Now, in the case of Gaza, a quarter of the population is already in that state, meaning they’re in catastrophic levels of hunger. We don’t call it a full famine. Why? Because they haven’t met the other two conditions, meaning it’s very hard to say whether thirty per cent of the children over there are already wasted or whether their death rate has doubled. Why? Because their health systems are broken. But what the report says is that, if what is happening continues or worsens, pretty soon—within the next six months—we will have a full-fledged famine.

How does Gaza seem similar to other conflict zones, and how does it seem different?

I’ve been doing this for the past two decades, and I’ve been to all kinds of conflicts and all kinds of crises. And, for me, this is unprecedented because of, one, the magnitude, the scale, the entire population of a particular place; second, the severity; and, third, the speed at which this is happening, at which this has unfolded, is unprecedented. In my life, I’ve never seen anything like this in terms of severity, in terms of scale, and then in terms of speed.

There have been reports that in some places in Gaza food has become really expensive. Can you talk about what we’re seeing in Gaza specifically?

Access comes in two types: one is physical access to food, and the other is economic access to food—food has to come, and supply chains need to work. And then, if the food is there, is it affordable? It’s always first and foremost about whether a population or community is able to access food. The same story is applicable in Gaza. What is happening in Gaza is that it’s reliant on imports of food and other essential commodities, right? That was the case before the war, and it is the case now.

One thing that must happen is: food needs to come in regularly through different border crossings. But, when I say food needs to come in, other essential commodities, like water, like medicine, like fuel—all of these things need to come in, and they need to come in adequate amounts. The second thing is that people need to have access to that food, whether it is through humanitarian aid or commercial channels. People need to be able to secure it.

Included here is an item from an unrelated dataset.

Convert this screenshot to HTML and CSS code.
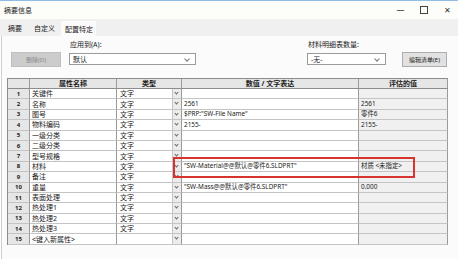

This is why, for us, what’s critically important is not only the ability to actually bring in these commodities but also the ability to actually take it to the people, wherever they are. It’s not good enough to say, “Here’s the food, and it is in the country.” If we cannot reach the people where they are to provide that assistance, it’s not going to work. And this is why people keep talking about having a humanitarian ceasefire, which would allow us not only to bring in food and other essential commodities but also to actually distribute them in a safe way. If you have food coming in but you cannot distribute it, it’s as good as food not coming in.